**JOB:**
Collect all lines containing the word "full" from the data.
◇ ◇ ◇ ◇ ◇ ◇ ◇
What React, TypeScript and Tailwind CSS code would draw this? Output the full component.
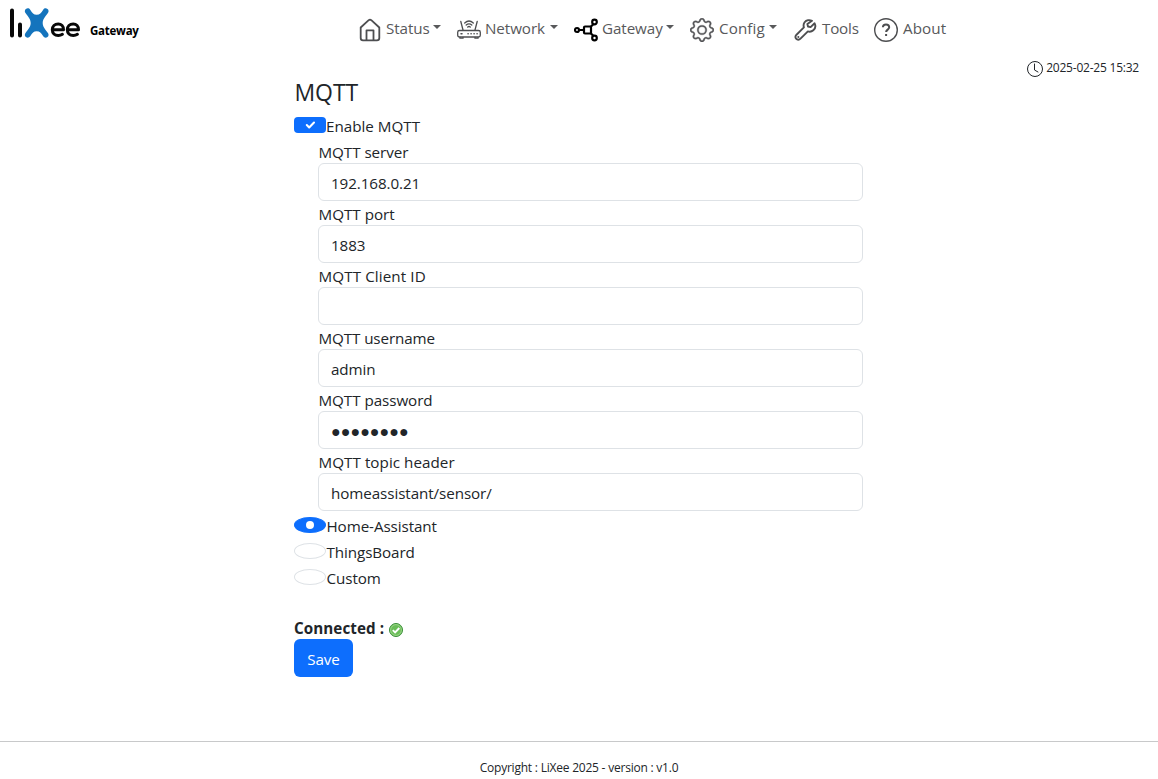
import type { ReactNode } from 'react';

const Logo = () => (
  <svg className="h-[34px] w-[74px]" viewBox="0 0 74 34" fill="none" strokeLinecap="round">
    <path d="M5 3.500v25M13 17.500v11" stroke="#080808" strokeWidth="4" />
    <path d="M19.700 1.900c1.600-1.100 3.300-.7 4.300.8 2.200 3.300 3.300 5 6.500 5s4.300-1.700 6.500-5c1-1.500 2.700-1.900 4.300-.8 1.300 1 1.400 2.700.4 4.100-3 4.200-5.200 6.200-5.200 10s2.200 5.800 5.200 10c1 1.400.9 3.100-.4 4.100-1.600 1.100-3.300.7-4.300-.8-2.200-3.300-3.300-5-6.500-5s-4.300 1.700-6.500 5c-1 1.500-2.700 1.900-4.300.8-1.300-1-1.400-2.700-.4-4.100 3-4.200 5.200-6.200 5.200-10s-2.200-5.800-5.200-10c-1-1.400-.9-3.100.4-4.100z" transform="translate(-.8 0)" fill="#1474bd" />
    <path d="M45.500 22.700h11c0-3.300-2.100-5.700-5.300-5.700-3.500 0-5.900 2.400-5.900 5.800s2.400 5.700 6 5.700c1.600 0 2.900-.4 4.100-1.200M60.500 22.700h11c0-3.300-2.100-5.700-5.300-5.700-3.500 0-5.900 2.400-5.900 5.800s2.400 5.700 6 5.700c1.600 0 2.900-.4 4.100-1.200" stroke="#080808" strokeWidth="3" strokeLinejoin="round" />
  </svg>
);

const HomeIcon = () => (
  <svg className="size-6" viewBox="0 0 24 24" fill="none" stroke="#4d4e50" strokeWidth="1.800" strokeLinejoin="round">
    <path d="M2.700 9.500 10.700 2.200q1.300-1 2.600 0L21.300 9.500V20q0 2.300-2.300 2.300H5Q2.700 22.300 2.700 20z" />
    <path d="M8.500 22.300v-10h7v10" />
  </svg>
);

const RouterIcon = () => (
  <svg className="size-6" viewBox="0 0 24 24" fill="none" stroke="#4d4e50" strokeWidth="1.300" strokeLinecap="round">
    <rect x=".7" y="12.500" width="22.600" height="6.500" rx="1.800" />
    <path d="M6 12 3.800 3.500M18 12l2.200-8.500M3 19.500v.7h3v-.7M18 19.500v.7h3v-.7" />
    <path d="M7.700 5Q12 1 16.300 5M9.200 7q2.800-2.300 5.600 0M10.700 9q1.300-1 2.600 0" />
    <path d="M4 15.800h1M11 15.800h.2M14 15.800h.2M17 15.800h.2M20 15.800h.2" strokeWidth="1.500" />
  </svg>
);

const GatewayIcon = () => (
  <svg className="size-6" viewBox="0 0 24 24" fill="none" stroke="#000" strokeWidth="2.200">
    <circle cx="3" cy="12" r="2" />
    <rect x="10" y="8.500" width="7" height="7" rx="1" />
    <circle cx="20.500" cy="4" r="2.300" />
    <circle cx="20.500" cy="20" r="2.300" />
    <path d="M5 12h5M16.500 9l3-3M16.500 15l3 3" />
  </svg>
);

const GearIcon = () => (
  <svg className="size-6" viewBox="0 0 16 16" fill="#555658" stroke="#555658" strokeWidth=".2">
    <path d="M8 4.754a3.246 3.246 0 1 0 0 6.492 3.246 3.246 0 0 0 0-6.492M5.754 8a2.246 2.246 0 1 1 4.492 0 2.246 2.246 0 0 1-4.492 0" />
    <path d="M9.796 1.343c-.527-1.790-3.065-1.790-3.592 0l-.094.319a.873.873 0 0 1-1.255.520l-.292-.160c-1.640-.892-3.433.902-2.540 2.541l.159.292a.873.873 0 0 1-.520 1.255l-.319.094c-1.790.527-1.790 3.065 0 3.592l.319.094a.873.873 0 0 1 .520 1.255l-.160.292c-.892 1.640.901 3.434 2.541 2.540l.292-.159a.873.873 0 0 1 1.255.520l.094.319c.527 1.790 3.065 1.790 3.592 0l.094-.319a.873.873 0 0 1 1.255-.520l.292.160c1.640.893 3.434-.902 2.540-2.541l-.159-.292a.873.873 0 0 1 .520-1.255l.319-.094c1.790-.527 1.790-3.065 0-3.592l-.319-.094a.873.873 0 0 1-.520-1.255l.160-.292c.893-1.640-.902-3.433-2.541-2.540l-.292.159a.873.873 0 0 1-1.255-.520zm-2.633.283c.246-.835 1.428-.835 1.674 0l.094.319a1.873 1.873 0 0 0 2.693 1.115l.291-.160c.764-.415 1.600.420 1.184 1.185l-.159.292a1.873 1.873 0 0 0 1.116 2.692l.318.094c.835.246.835 1.428 0 1.674l-.319.094a1.873 1.873 0 0 0-1.115 2.693l.160.291c.415.764-.420 1.600-1.185 1.184l-.291-.159a1.873 1.873 0 0 0-2.693 1.116l-.094.318c-.246.835-1.428.835-1.674 0l-.094-.319a1.873 1.873 0 0 0-2.692-1.115l-.292.160c-.764.415-1.600-.420-1.184-1.185l.159-.291A1.873 1.873 0 0 0 1.945 8.930l-.319-.094c-.835-.246-.835-1.428 0-1.674l.319-.094A1.873 1.873 0 0 0 3.060 4.377l-.160-.292c-.415-.764.420-1.600 1.185-1.184l.292.159a1.873 1.873 0 0 0 2.692-1.115z" />
  </svg>
);

const WrenchIcon = () => (
  <svg className="size-6" viewBox="0 0 24 24" fill="none" stroke="#4d4e50" strokeWidth="1.900" strokeLinejoin="round" strokeLinecap="round">
    <path d="M19 2.800C16.500 1.500 13.300 2 11.600 4.300c-1.200 1.700-1.300 3.300-.7 5.100L3.500 16.700c-1.300 1.400-1.200 3.100-.2 4.200s2.900 1.100 4.200-.2l7.400-7.300c1.900.6 3.800.3 5.400-1.100 2.100-1.800 2.500-4.600 1.300-7l-4 3.800-2.600-.6-.6-2.500z" />
    <path d="M5.300 19h.1" />
  </svg>
);

const HelpIcon = () => (
  <svg className="size-6" viewBox="0 0 24 24" fill="none" stroke="#4d4e50">
    <circle cx="12" cy="12" r="11.300" strokeWidth="1.400" />
    <path d="M8.900 9.300c0-1.700 1.300-2.800 3.100-2.800s3.200 1.100 3.200 2.800c0 2.200-3.100 2.400-3.100 4.700M12.100 16v2" strokeWidth="2" />
  </svg>
);

const ClockIcon = () => (
  <svg className="size-4" viewBox="0 0 16 16" fill="none" stroke="#212529">
    <circle cx="8" cy="8" r="7.500" />
    <path d="M7.500 3v6l3.500 2" strokeLinecap="round" />
  </svg>
);

const OkIcon = () => (
  <svg className="mt-[4px] size-[14px]" viewBox="0 0 14 14" fill="none">
    <circle cx="7" cy="7" r="6.500" fill="#6abd58" stroke="#398c38" />
    <circle cx="7" cy="7" r="5.400" stroke="#a7dc94" strokeWidth=".8" />
    <path d="m3.800 7.200 2.300 2.300 4.200-4.500" stroke="#fff" strokeWidth="1.900" />
  </svg>
);

type NavItemProps = { icon: ReactNode; label: string; width: string; caret?: boolean };

const NavItem = ({ icon, label, width, caret }: NavItemProps) => (
  <a className="flex h-6 items-center" href="#">
    <span className="mt-[3px] mr-1 size-6 shrink-0">{icon}</span>
    <span className={`${width} shrink-0 whitespace-nowrap`}>{label}</span>
    {caret && <span className="mb-[3px] ml-1 border-x-4 border-t-4 border-x-transparent border-t-[#58595b]" />}
  </a>
);

const fields = [
  { label: 'MQTT server', value: '192.168.0.21', tracking: 'tracking-[-0.05px]', valueClass: '' },
  { label: 'MQTT port', value: '1883', tracking: 'tracking-[0px]', valueClass: '' },
  { label: 'MQTT Client ID', value: '', tracking: 'tracking-[0.1px]', valueClass: '' },
  { label: 'MQTT username', value: 'admin', tracking: 'tracking-[-0.1px]', valueClass: '' },
  { label: 'MQTT password', value: '●●●●●●●●', tracking: 'tracking-[-0.05px]', valueClass: 'text-[16px] tracking-[0.05px]' },
  { label: 'MQTT topic header', value: 'homeassistant/sensor/', tracking: 'tracking-[0.05px]', valueClass: '' },
];

const Radio = ({ label, checked }: { label: string; checked?: boolean }) => (
  <label className="flex h-[26px]">
    <span
      className={`mt-[4px] flex h-4 w-8 items-center justify-center rounded-[50%] border ${
        checked ? 'border-[#0d6efd] bg-[#0d6efd]' : 'border-[#dee2e6] bg-white'
      }`}
    >
      {checked && <span className="size-2 rounded-full bg-white" />}
    </span>
    <span className="pl-[0.5px] leading-[26px]">{label}</span>
  </label>
);

export default function App() {
  return (
    <div className="flex h-[779px] flex-col bg-white font-['Open_Sans','Noto_Sans',sans-serif] text-[15.200px] leading-6 tracking-[-0.08px] text-[#212529]">
      <header className="flex h-[58px] shrink-0">
        <div className="flex w-[358px] pt-[7px] pl-[7px]">
          <Logo />
          <span className="mt-[12px] ml-[9px] text-[11.500px] font-bold tracking-[-0.25px] text-black">Gateway</span>
        </div>
        <nav className="flex gap-4 pt-[16px] text-[#58595b]">
          <NavItem icon={<HomeIcon />} label="Status" width="w-[43px]" caret />
          <NavItem icon={<RouterIcon />} label="Network" width="w-[61px]" caret />
          <NavItem icon={<GatewayIcon />} label="Gateway" width="w-[60px]" caret />
          <NavItem icon={<GearIcon />} label="Config" width="w-[47px] pl-px tracking-[0.1px]" caret />
          <NavItem icon={<WrenchIcon />} label="Tools" width="w-[37px] pl-px tracking-[-0.2px]" />
          <NavItem icon={<HelpIcon />} label="About" width="w-[44px] pl-px tracking-[0.1px]" />
        </nav>
      </header>
      <div className="flex h-[20px] shrink-0 justify-end pr-[19px] text-[12px] leading-5 tracking-[-0.22px]">
        <span className="mt-[3px] mr-[3px]"><ClockIcon /></span>
        <time>2025-02-25 15:32</time>
      </div>
      <main className="ml-[294px] flex w-[569px] flex-col">
        <h1 className="h-[35px] pl-[0.5px] text-[23px] leading-[29px] tracking-[-0.1px]">MQTT</h1>
        <label className="flex h-[28px]">
          <span className="mt-[4px] flex h-4 w-8 items-center justify-center rounded bg-[#0d6efd]">
            <svg className="size-4" viewBox="0 0 20 20" fill="none">
              <path d="m6 10 3 3 6-6" stroke="#fff" strokeWidth="2.600" strokeLinecap="round" strokeLinejoin="round" />
            </svg>
          </span>
          <span className="leading-[26px] tracking-[0px]">Enable MQTT</span>
        </label>
        <div className="flex flex-col pl-6">
          {fields.map((field) => (
            <label key={field.label} className="block h-[62px]">
              <span className={`block h-[22px] pl-[0.5px] leading-[22px] ${field.tracking}`}>{field.label}</span>
              <span className="flex h-[38px] items-center rounded-md border border-[#dee2e6] pt-px pl-3">
                <span className={field.valueClass}>{field.value}</span>
              </span>
            </label>
          ))}
        </div>
        <div className="flex flex-col">
          <Radio label="Home-Assistant" checked />
          <Radio label="ThingsBoard" />
          <Radio label="Custom" />
        </div>
        <div className="mt-[25px] flex h-[23px] items-center">
          <b className="mr-[5px] tracking-[0.08px]">Connected :</b>
          <OkIcon />
        </div>
        <button className="h-[38px] w-[59px] rounded-md bg-[#0d6efd] pt-px text-white">Save</button>
      </main>
      <footer className="mt-auto h-[38px] border-t border-[#c8c9ca] pt-[16px] text-center text-[12px] leading-5 tracking-[-0.22px]">
        Copyright : LiXee 2025 - version : v1.0
      </footer>
    </div>
  );
}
◇ ◇ ◇ ◇ ◇ ◇ ◇
**OUTPUT FOR THIS EXERCISE:**
What React, TypeScript and Tailwind CSS code would draw this? Output the full component.
      {checked && <span className="size-2 rounded-full bg-white" />}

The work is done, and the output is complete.